When she landed in California, Rowland said she made an upsetting discovery: her machine was badly damaged, just as she feared would happen.
Adding insult to injury, when she flew back home, the American Airlines flight attendants agreed with Rowland’s original conclusion that the bag met the carry-on size requirements.
“On the way home, on American [Airlines], they accepted it as a carry on and that was it,” she added.
Rowland took her machine in for a repair, and when she got the bill, her stomach was in knots. The bill was just shy of $1,000.
Rowland said she immediately filed a claim with American Airlines, but then, silence.
“I wrote to them and I called them,” she said but no one responded.
That’s when Rowland called NBC 5 Responds for help, hoping the airline would reimburse her for damages.
“That’s what I’m waiting for. To get reimbursed for it,” Rowland explained. “I didn’t think it was right for them to just ignore me.”
Statistics show Rowland has company.
Just last week, the U.S. Department of Transportation published its Air Consumer Report, finding that the rate of carriers mishandling baggage increased this past February, from 191,000 reports of mishandled luggage in February 2022, to more than 208,000 cases in 2023.
Tens of thousands of bags damaged, lost, or delayed in the hands of the largest airline carriers in the United States.

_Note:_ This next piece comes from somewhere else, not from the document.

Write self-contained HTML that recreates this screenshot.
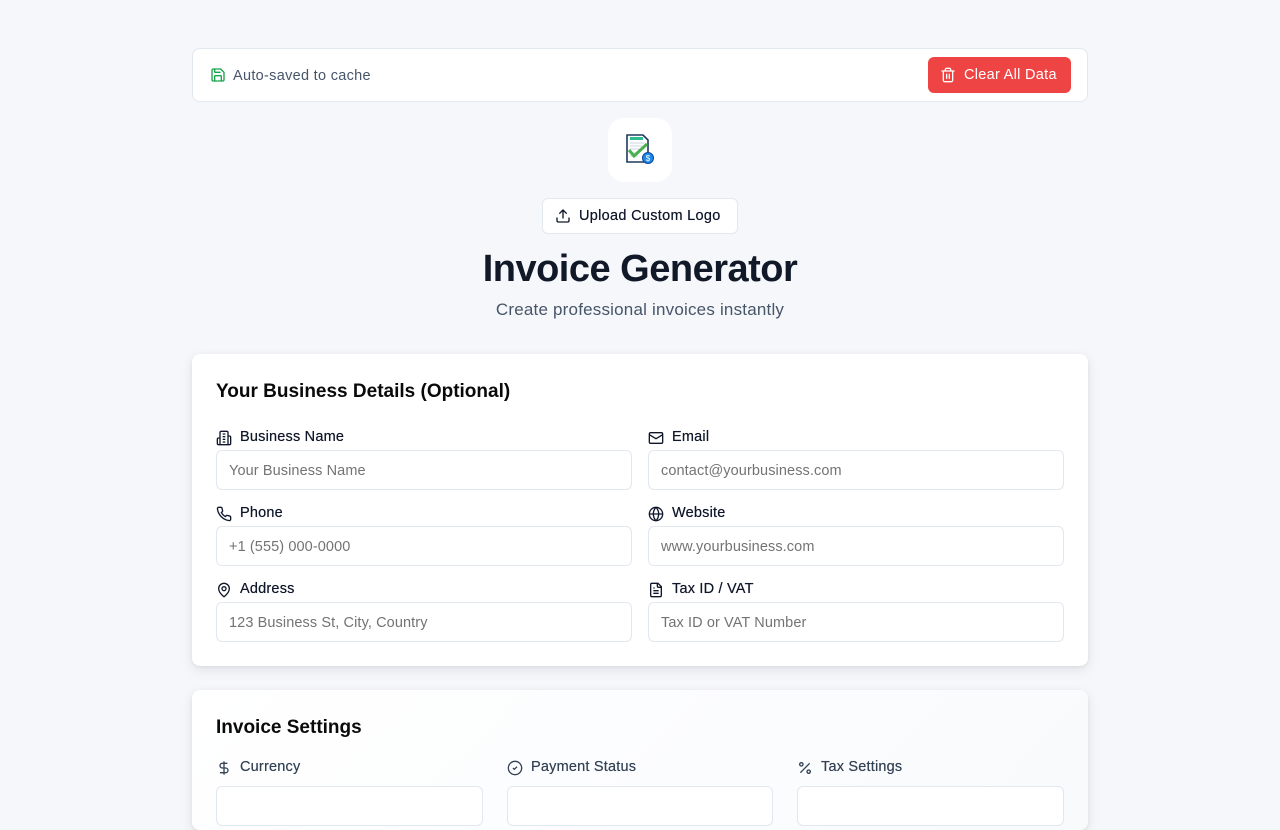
<!DOCTYPE html>
<html><head><meta charset="utf-8"><style>
*{box-sizing:border-box;margin:0;padding:0}
body{width:1280px;height:800px;overflow:hidden;background:#f5f7fa;font-family:"Liberation Sans",sans-serif;color:#0f172a;position:relative}
.abs{position:absolute}
.bar{left:192px;top:48px;width:896px;height:54px;background:#fff;border:1px solid #e2e8f0;border-radius:8px}
.bar .t{position:absolute;left:40px;top:18px;font-size:14.5px;color:#475569;letter-spacing:0.3px;line-height:18px}
.clear{position:absolute;right:16px;top:8px;width:143px;height:36px;background:#ef4444;border-radius:6px;color:#fff;font-size:14.5px;letter-spacing:0.3px}
.clear span{position:absolute;left:36px;top:9px;line-height:18px}
.logo{left:608px;top:118px;width:64px;height:64px;background:#fff;border-radius:16px}
.up{left:542px;top:198px;width:196px;height:36px;background:#fff;border:1px solid #e2e8f0;border-radius:6px;font-size:14.5px;color:#0f172a;letter-spacing:0.3px}
.up span{position:absolute;left:36px;top:8px;line-height:18px;text-shadow:0 0 0.4px #0f172a}
h1{position:absolute;left:0;width:1280px;top:248px;text-align:center;font-size:38px;font-weight:bold;color:#111827;letter-spacing:-0.5px}
.sub{left:0;width:1280px;top:300px;text-align:center;font-size:17px;color:#475569;letter-spacing:0.2px}
.card{left:192px;width:896px;background:#fff;border-radius:8px;box-shadow:0 4px 12px rgba(15,23,42,.09),0 1px 3px rgba(15,23,42,.06)}
.card h2{position:absolute;left:24px;font-size:19px;font-weight:bold;color:#0a0a0a}
.lbl{position:absolute;font-size:14.5px;color:#0f172a;letter-spacing:0.2px}
.lbl svg{position:absolute;left:0;top:1px}
.lbl span{position:absolute;left:24px;top:-1px;line-height:18px;white-space:nowrap;text-shadow:0 0 0.4px currentColor}
.in{position:absolute;height:40px;border:1px solid #e2e8f0;border-radius:6px;background:#fff;font-size:14.5px;color:#737373;padding:11px 12px;line-height:18px;letter-spacing:0.1px}
</style></head><body>
<div class="abs bar">
<svg class="abs" style="left:17px;top:18px" width="16" height="16" viewBox="0 0 24 24" fill="none" stroke="#16a34a" stroke-width="2" stroke-linecap="round" stroke-linejoin="round"><path d="M15.2 3a2 2 0 0 1 1.4.6l3.8 3.8a2 2 0 0 1 .6 1.4V19a2 2 0 0 1-2 2H5a2 2 0 0 1-2-2V5a2 2 0 0 1 2-2z"/><path d="M17 21v-7a1 1 0 0 0-1-1H8a1 1 0 0 0-1 1v7"/><path d="M7 3v4a1 1 0 0 0 1 1h7"/></svg>
<div class="t">Auto-saved to cache</div>
<div class="clear"><svg class="abs" style="left:12px;top:10px" width="16" height="16" viewBox="0 0 24 24" fill="none" stroke="#fff" stroke-width="2" stroke-linecap="round"><path d="M3 6h18M19 6v14c0 1-1 2-2 2H7c-1 0-2-1-2-2V6M8 6V4c0-1 1-2 2-2h4c1 0 2 1 2 2v2M10 11v6M14 11v6"/></svg><span>Clear All Data</span></div>
</div>
<div class="abs logo"><svg class="abs" style="left:16px;top:14px" width="34" height="36" viewBox="0 0 34 36"><path d="M3 3h16l5 5v22H3z" fill="#fff" stroke="#1e3a5f" stroke-width="1.6"/><rect x="6" y="5" width="13" height="3" fill="#2dbd8e"/><path d="M6 11h14M6 14h12M6 17h10M6 21h8M6 24h8" stroke="#cbd5e1"/><path d="M5 18l5 6 13-12" fill="none" stroke="#4caf50" stroke-width="3"/><circle cx="24" cy="26" r="5.5" fill="#1e88e5" stroke="#0d47a1"/><text x="24" y="29" font-size="8" fill="#fff" text-anchor="middle" font-family="Liberation Sans">$</text></svg></div>
<div class="abs up"><svg class="abs" style="left:12px;top:9px" width="16" height="16" viewBox="0 0 24 24" fill="none" stroke="#0f172a" stroke-width="2" stroke-linecap="round" stroke-linejoin="round"><path d="M21 15v4a2 2 0 0 1-2 2H5a2 2 0 0 1-2-2v-4M17 8l-5-5-5 5M12 3v12"/></svg><span>Upload Custom Logo</span></div>
<h1>Invoice Generator</h1>
<div class="abs sub">Create professional invoices instantly</div>

<div class="abs card" style="top:354px;height:312px">
<h2 style="top:27px">Your Business Details (Optional)</h2>
<div class="lbl" style="left:24px;top:75px"><svg width="16" height="16" viewBox="0 0 24 24" fill="none" stroke="#0f172a" stroke-width="2"><path d="M6 22V4a2 2 0 0 1 2-2h8a2 2 0 0 1 2 2v18zM6 12H4a2 2 0 0 0-2 2v6a2 2 0 0 0 2 2h2M18 9h2a2 2 0 0 1 2 2v9a2 2 0 0 1-2 2h-2M10 6h4M10 10h4M10 14h4M10 18h4"/></svg><span>Business Name</span></div>
<div class="in" style="left:24px;top:96px;width:416px">Your Business Name</div>
<div class="lbl" style="left:456px;top:75px"><svg width="16" height="16" viewBox="0 0 24 24" fill="none" stroke="#0f172a" stroke-width="2"><rect x="2" y="4" width="20" height="16" rx="2"/><path d="m22 7-10 6L2 7"/></svg><span>Email</span></div>
<div class="in" style="left:456px;top:96px;width:416px">contact@yourbusiness.com</div>
<div class="lbl" style="left:24px;top:151px"><svg width="16" height="16" viewBox="0 0 24 24" fill="none" stroke="#0f172a" stroke-width="2"><path d="M22 16.9v3a2 2 0 0 1-2.2 2 19.8 19.8 0 0 1-8.6-3.1 19.5 19.5 0 0 1-6-6A19.8 19.8 0 0 1 2.1 4.2 2 2 0 0 1 4.1 2h3a2 2 0 0 1 2 1.7c.1 1 .4 1.900.7 2.8a2 2 0 0 1-.5 2.1L8 9.9a16 16 0 0 0 6 6l1.3-1.3a2 2 0 0 1 2.1-.4c.9.3 1.8.6 2.8.7a2 2 0 0 1 1.7 2z"/></svg><span>Phone</span></div>
<div class="in" style="left:24px;top:172px;width:416px">+1 (555) 000-0000</div>
<div class="lbl" style="left:456px;top:151px"><svg width="16" height="16" viewBox="0 0 24 24" fill="none" stroke="#0f172a" stroke-width="2"><circle cx="12" cy="12" r="10"/><path d="M12 2a14.5 14.5 0 0 0 0 20 14.5 14.5 0 0 0 0-20M2 12h20"/></svg><span>Website</span></div>
<div class="in" style="left:456px;top:172px;width:416px">www.yourbusiness.com</div>
<div class="lbl" style="left:24px;top:227px"><svg width="16" height="16" viewBox="0 0 24 24" fill="none" stroke="#0f172a" stroke-width="2"><path d="M20 10c0 5-5.5 10.2-7.4 11.8a1 1 0 0 1-1.2 0C9.5 20.2 4 15 4 10a8 8 0 0 1 16 0"/><circle cx="12" cy="10" r="3"/></svg><span>Address</span></div>
<div class="in" style="left:24px;top:248px;width:416px">123 Business St, City, Country</div>
<div class="lbl" style="left:456px;top:227px"><svg width="16" height="16" viewBox="0 0 24 24" fill="none" stroke="#0f172a" stroke-width="2"><path d="M15 2H6a2 2 0 0 0-2 2v16a2 2 0 0 0 2 2h12a2 2 0 0 0 2-2V7z"/><path d="M14 2v4a2 2 0 0 0 2 2h4M10 9H8M16 13H8M16 17H8"/></svg><span>Tax ID / VAT</span></div>
<div class="in" style="left:456px;top:248px;width:416px">Tax ID or VAT Number</div>
</div>

<div class="abs card" style="top:690px;height:140px;background:linear-gradient(135deg,#fff,#f8fafc)">
<h2 style="top:27px">Invoice Settings</h2>
<div class="lbl" style="left:24px;top:69px;color:#334155"><svg width="16" height="16" viewBox="0 0 24 24" fill="none" stroke="#334155" stroke-width="2"><path d="M12 2v20M17 5H9.5a3.5 3.5 0 0 0 0 7h5a3.5 3.5 0 0 1 0 7H6"/></svg><span>Currency</span></div>
<div class="in" style="left:24px;top:96px;width:267px"></div>
<div class="lbl" style="left:315px;top:69px;color:#334155"><svg width="16" height="16" viewBox="0 0 24 24" fill="none" stroke="#334155" stroke-width="2"><circle cx="12" cy="12" r="10"/><path d="m9 12 2 2 4-4"/></svg><span>Payment Status</span></div>
<div class="in" style="left:315px;top:96px;width:266px"></div>
<div class="lbl" style="left:605px;top:69px;color:#334155"><svg width="16" height="16" viewBox="0 0 24 24" fill="none" stroke="#334155" stroke-width="2"><path d="M19 5 5 19"/><circle cx="6.5" cy="6.5" r="2.5"/><circle cx="17.5" cy="17.5" r="2.5"/></svg><span>Tax Settings</span></div>
<div class="in" style="left:605px;top:96px;width:267px"></div>
</div>
</body></html>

Regulators say travelers whose luggage is mishandled should file air travel complaints with their office (to learn more about that, click here).
But for Rowland, good news was on the way.
Within 24 hours of NBC 5 contacting American Airlines, the airline told her it was writing a check to cover the entire repair bill.
Now, with her machine fixed, Rowland calls the experience a “lesson learned.”
“I would tell people not to bring their sewing machines," Rowland said.
No matter which airline you choose to fly with, they all have different standards when it comes to what’s considered carry-on versus checked baggage. The TSA recommends doing that research before leaving home, including printing out a copy of the airline’s standards to show flight attendants at the gate.
When in doubt, experts recommend checking in with a flight attendant at the gate before your flight is boarded, to ensure it will not be checked at the last minute.